What you have to do
Copy all of the material word for word, except for the pictures.

Data excerpt
begin

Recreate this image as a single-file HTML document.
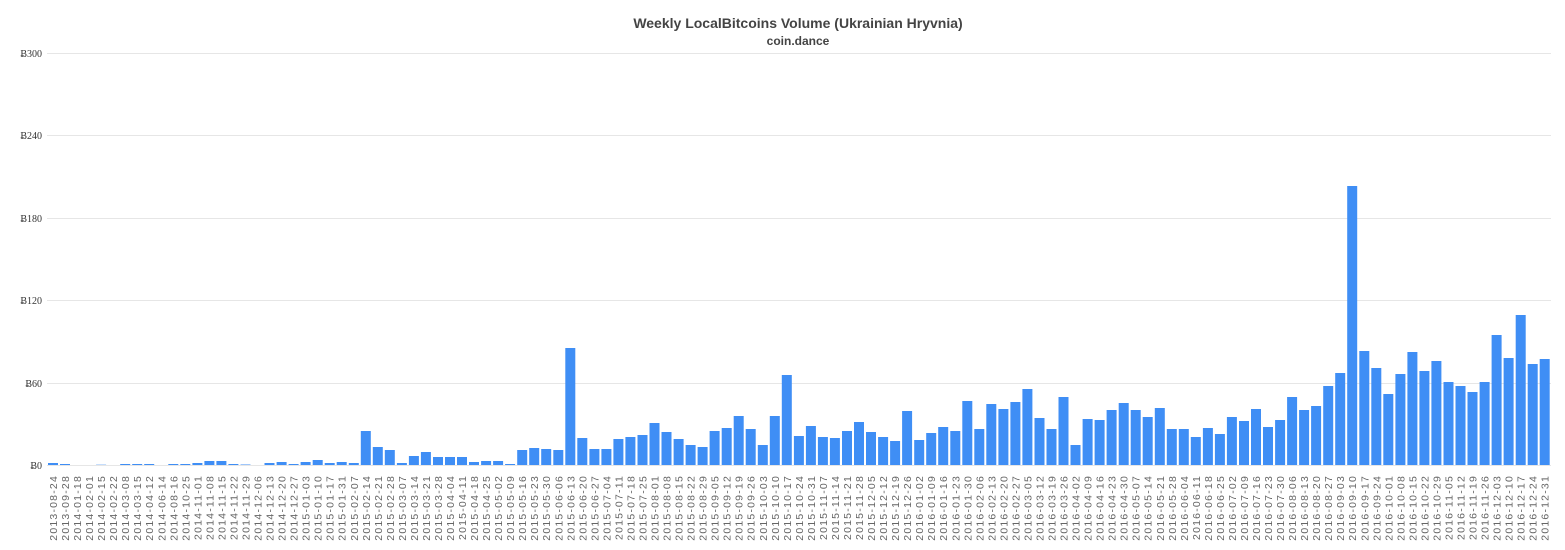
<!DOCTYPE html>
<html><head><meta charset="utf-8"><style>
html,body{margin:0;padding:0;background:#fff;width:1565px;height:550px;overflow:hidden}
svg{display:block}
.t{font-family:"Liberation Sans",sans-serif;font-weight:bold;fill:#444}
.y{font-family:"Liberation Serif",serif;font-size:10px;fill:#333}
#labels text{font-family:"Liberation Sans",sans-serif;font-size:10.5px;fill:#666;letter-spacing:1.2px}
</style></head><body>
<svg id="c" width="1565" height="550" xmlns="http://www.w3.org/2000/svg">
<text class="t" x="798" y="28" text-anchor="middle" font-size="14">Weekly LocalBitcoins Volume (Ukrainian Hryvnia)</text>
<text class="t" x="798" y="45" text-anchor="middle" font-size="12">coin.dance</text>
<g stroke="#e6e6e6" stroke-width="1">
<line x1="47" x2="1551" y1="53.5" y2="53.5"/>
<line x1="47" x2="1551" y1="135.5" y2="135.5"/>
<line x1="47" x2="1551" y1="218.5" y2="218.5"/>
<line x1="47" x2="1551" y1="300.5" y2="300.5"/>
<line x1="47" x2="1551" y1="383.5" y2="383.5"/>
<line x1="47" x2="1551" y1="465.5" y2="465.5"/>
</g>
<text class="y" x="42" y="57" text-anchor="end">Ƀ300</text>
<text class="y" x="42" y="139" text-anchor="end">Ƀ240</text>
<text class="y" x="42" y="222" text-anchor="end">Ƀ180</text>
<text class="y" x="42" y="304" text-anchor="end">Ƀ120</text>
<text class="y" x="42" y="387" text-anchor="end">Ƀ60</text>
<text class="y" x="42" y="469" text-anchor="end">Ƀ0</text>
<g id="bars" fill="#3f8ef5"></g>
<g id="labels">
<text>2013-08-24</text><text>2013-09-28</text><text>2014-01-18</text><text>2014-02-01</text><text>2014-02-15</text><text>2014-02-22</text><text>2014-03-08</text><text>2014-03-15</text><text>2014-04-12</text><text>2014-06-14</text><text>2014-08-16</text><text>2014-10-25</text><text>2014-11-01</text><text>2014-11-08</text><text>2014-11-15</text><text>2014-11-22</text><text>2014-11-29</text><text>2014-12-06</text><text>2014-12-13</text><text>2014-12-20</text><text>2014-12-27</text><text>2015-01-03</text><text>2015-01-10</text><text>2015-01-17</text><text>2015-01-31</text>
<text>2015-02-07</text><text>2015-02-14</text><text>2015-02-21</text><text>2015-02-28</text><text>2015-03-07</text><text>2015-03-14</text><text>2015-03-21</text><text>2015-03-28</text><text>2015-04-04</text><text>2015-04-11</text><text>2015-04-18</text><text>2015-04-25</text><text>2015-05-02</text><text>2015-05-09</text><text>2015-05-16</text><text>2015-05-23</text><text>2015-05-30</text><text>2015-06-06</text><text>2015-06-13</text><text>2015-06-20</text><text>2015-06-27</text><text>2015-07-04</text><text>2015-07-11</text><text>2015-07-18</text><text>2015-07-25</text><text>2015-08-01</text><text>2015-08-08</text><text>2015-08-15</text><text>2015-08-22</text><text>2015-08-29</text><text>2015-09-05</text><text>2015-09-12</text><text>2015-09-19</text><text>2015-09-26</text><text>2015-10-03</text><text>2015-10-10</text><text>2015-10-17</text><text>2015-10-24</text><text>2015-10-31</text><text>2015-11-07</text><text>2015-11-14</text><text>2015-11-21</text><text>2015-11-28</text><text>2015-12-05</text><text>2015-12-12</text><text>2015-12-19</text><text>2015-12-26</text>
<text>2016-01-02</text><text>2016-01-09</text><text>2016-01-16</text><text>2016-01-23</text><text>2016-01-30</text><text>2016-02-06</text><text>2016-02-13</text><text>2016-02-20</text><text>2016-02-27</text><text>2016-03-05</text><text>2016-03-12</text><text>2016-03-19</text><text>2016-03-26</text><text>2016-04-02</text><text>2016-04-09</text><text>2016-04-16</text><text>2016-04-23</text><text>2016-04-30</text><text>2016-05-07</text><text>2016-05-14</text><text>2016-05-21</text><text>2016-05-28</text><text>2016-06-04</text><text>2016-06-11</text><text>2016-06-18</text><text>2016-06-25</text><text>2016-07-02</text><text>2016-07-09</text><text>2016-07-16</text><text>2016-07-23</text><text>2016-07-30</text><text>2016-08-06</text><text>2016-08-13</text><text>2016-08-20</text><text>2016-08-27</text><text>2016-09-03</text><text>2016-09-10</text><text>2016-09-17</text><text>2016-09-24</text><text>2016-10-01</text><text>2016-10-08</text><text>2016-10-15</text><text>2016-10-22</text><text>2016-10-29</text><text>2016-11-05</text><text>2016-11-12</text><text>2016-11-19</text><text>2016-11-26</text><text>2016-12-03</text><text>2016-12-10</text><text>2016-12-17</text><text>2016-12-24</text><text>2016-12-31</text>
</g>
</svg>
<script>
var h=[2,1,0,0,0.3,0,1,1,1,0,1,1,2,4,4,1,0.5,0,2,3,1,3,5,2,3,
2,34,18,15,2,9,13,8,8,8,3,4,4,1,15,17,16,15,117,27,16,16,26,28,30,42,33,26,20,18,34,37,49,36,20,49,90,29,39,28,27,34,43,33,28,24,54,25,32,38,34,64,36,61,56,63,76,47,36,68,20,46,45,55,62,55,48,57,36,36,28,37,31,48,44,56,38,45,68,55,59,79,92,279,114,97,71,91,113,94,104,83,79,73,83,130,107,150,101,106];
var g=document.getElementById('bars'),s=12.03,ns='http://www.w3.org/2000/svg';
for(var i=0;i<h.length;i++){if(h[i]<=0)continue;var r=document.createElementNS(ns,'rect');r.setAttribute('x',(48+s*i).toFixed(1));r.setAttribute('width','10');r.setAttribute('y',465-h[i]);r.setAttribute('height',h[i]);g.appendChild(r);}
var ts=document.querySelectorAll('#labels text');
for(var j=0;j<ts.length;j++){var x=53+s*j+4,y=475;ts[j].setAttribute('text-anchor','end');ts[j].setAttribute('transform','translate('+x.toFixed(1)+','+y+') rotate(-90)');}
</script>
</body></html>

end

Expected answer
Recreate this image as a single-file HTML document.
<!DOCTYPE html>
<html><head><meta charset="utf-8"><style>
html,body{margin:0;padding:0;background:#fff;width:1565px;height:550px;overflow:hidden}
svg{display:block}
.t{font-family:"Liberation Sans",sans-serif;font-weight:bold;fill:#444}
.y{font-family:"Liberation Serif",serif;font-size:10px;fill:#333}
#labels text{font-family:"Liberation Sans",sans-serif;font-size:10.5px;fill:#666;letter-spacing:1.2px}
</style></head><body>
<svg id="c" width="1565" height="550" xmlns="http://www.w3.org/2000/svg">
<text class="t" x="798" y="28" text-anchor="middle" font-size="14">Weekly LocalBitcoins Volume (Ukrainian Hryvnia)</text>
<text class="t" x="798" y="45" text-anchor="middle" font-size="12">coin.dance</text>
<g stroke="#e6e6e6" stroke-width="1">
<line x1="47" x2="1551" y1="53.5" y2="53.5"/>
<line x1="47" x2="1551" y1="135.5" y2="135.5"/>
<line x1="47" x2="1551" y1="218.5" y2="218.5"/>
<line x1="47" x2="1551" y1="300.5" y2="300.5"/>
<line x1="47" x2="1551" y1="383.5" y2="383.5"/>
<line x1="47" x2="1551" y1="465.5" y2="465.5"/>
</g>
<text class="y" x="42" y="57" text-anchor="end">Ƀ300</text>
<text class="y" x="42" y="139" text-anchor="end">Ƀ240</text>
<text class="y" x="42" y="222" text-anchor="end">Ƀ180</text>
<text class="y" x="42" y="304" text-anchor="end">Ƀ120</text>
<text class="y" x="42" y="387" text-anchor="end">Ƀ60</text>
<text class="y" x="42" y="469" text-anchor="end">Ƀ0</text>
<g id="bars" fill="#3f8ef5"></g>
<g id="labels">
<text>2013-08-24</text><text>2013-09-28</text><text>2014-01-18</text><text>2014-02-01</text><text>2014-02-15</text><text>2014-02-22</text><text>2014-03-08</text><text>2014-03-15</text><text>2014-04-12</text><text>2014-06-14</text><text>2014-08-16</text><text>2014-10-25</text><text>2014-11-01</text><text>2014-11-08</text><text>2014-11-15</text><text>2014-11-22</text><text>2014-11-29</text><text>2014-12-06</text><text>2014-12-13</text><text>2014-12-20</text><text>2014-12-27</text><text>2015-01-03</text><text>2015-01-10</text><text>2015-01-17</text><text>2015-01-31</text>
<text>2015-02-07</text><text>2015-02-14</text><text>2015-02-21</text><text>2015-02-28</text><text>2015-03-07</text><text>2015-03-14</text><text>2015-03-21</text><text>2015-03-28</text><text>2015-04-04</text><text>2015-04-11</text><text>2015-04-18</text><text>2015-04-25</text><text>2015-05-02</text><text>2015-05-09</text><text>2015-05-16</text><text>2015-05-23</text><text>2015-05-30</text><text>2015-06-06</text><text>2015-06-13</text><text>2015-06-20</text><text>2015-06-27</text><text>2015-07-04</text><text>2015-07-11</text><text>2015-07-18</text><text>2015-07-25</text><text>2015-08-01</text><text>2015-08-08</text><text>2015-08-15</text><text>2015-08-22</text><text>2015-08-29</text><text>2015-09-05</text><text>2015-09-12</text><text>2015-09-19</text><text>2015-09-26</text><text>2015-10-03</text><text>2015-10-10</text><text>2015-10-17</text><text>2015-10-24</text><text>2015-10-31</text><text>2015-11-07</text><text>2015-11-14</text><text>2015-11-21</text><text>2015-11-28</text><text>2015-12-05</text><text>2015-12-12</text><text>2015-12-19</text><text>2015-12-26</text>
<text>2016-01-02</text><text>2016-01-09</text><text>2016-01-16</text><text>2016-01-23</text><text>2016-01-30</text><text>2016-02-06</text><text>2016-02-13</text><text>2016-02-20</text><text>2016-02-27</text><text>2016-03-05</text><text>2016-03-12</text><text>2016-03-19</text><text>2016-03-26</text><text>2016-04-02</text><text>2016-04-09</text><text>2016-04-16</text><text>2016-04-23</text><text>2016-04-30</text><text>2016-05-07</text><text>2016-05-14</text><text>2016-05-21</text><text>2016-05-28</text><text>2016-06-04</text><text>2016-06-11</text><text>2016-06-18</text><text>2016-06-25</text><text>2016-07-02</text><text>2016-07-09</text><text>2016-07-16</text><text>2016-07-23</text><text>2016-07-30</text><text>2016-08-06</text><text>2016-08-13</text><text>2016-08-20</text><text>2016-08-27</text><text>2016-09-03</text><text>2016-09-10</text><text>2016-09-17</text><text>2016-09-24</text><text>2016-10-01</text><text>2016-10-08</text><text>2016-10-15</text><text>2016-10-22</text><text>2016-10-29</text><text>2016-11-05</text><text>2016-11-12</text><text>2016-11-19</text><text>2016-11-26</text><text>2016-12-03</text><text>2016-12-10</text><text>2016-12-17</text><text>2016-12-24</text><text>2016-12-31</text>
</g>
</svg>
<script>
var h=[2,1,0,0,0.3,0,1,1,1,0,1,1,2,4,4,1,0.5,0,2,3,1,3,5,2,3,
2,34,18,15,2,9,13,8,8,8,3,4,4,1,15,17,16,15,117,27,16,16,26,28,30,42,33,26,20,18,34,37,49,36,20,49,90,29,39,28,27,34,43,33,28,24,54,25,32,38,34,64,36,61,56,63,76,47,36,68,20,46,45,55,62,55,48,57,36,36,28,37,31,48,44,56,38,45,68,55,59,79,92,279,114,97,71,91,113,94,104,83,79,73,83,130,107,150,101,106];
var g=document.getElementById('bars'),s=12.03,ns='http://www.w3.org/2000/svg';
for(var i=0;i<h.length;i++){if(h[i]<=0)continue;var r=document.createElementNS(ns,'rect');r.setAttribute('x',(48+s*i).toFixed(1));r.setAttribute('width','10');r.setAttribute('y',465-h[i]);r.setAttribute('height',h[i]);g.appendChild(r);}
var ts=document.querySelectorAll('#labels text');
for(var j=0;j<ts.length;j++){var x=53+s*j+4,y=475;ts[j].setAttribute('text-anchor','end');ts[j].setAttribute('transform','translate('+x.toFixed(1)+','+y+') rotate(-90)');}
</script>
</body></html>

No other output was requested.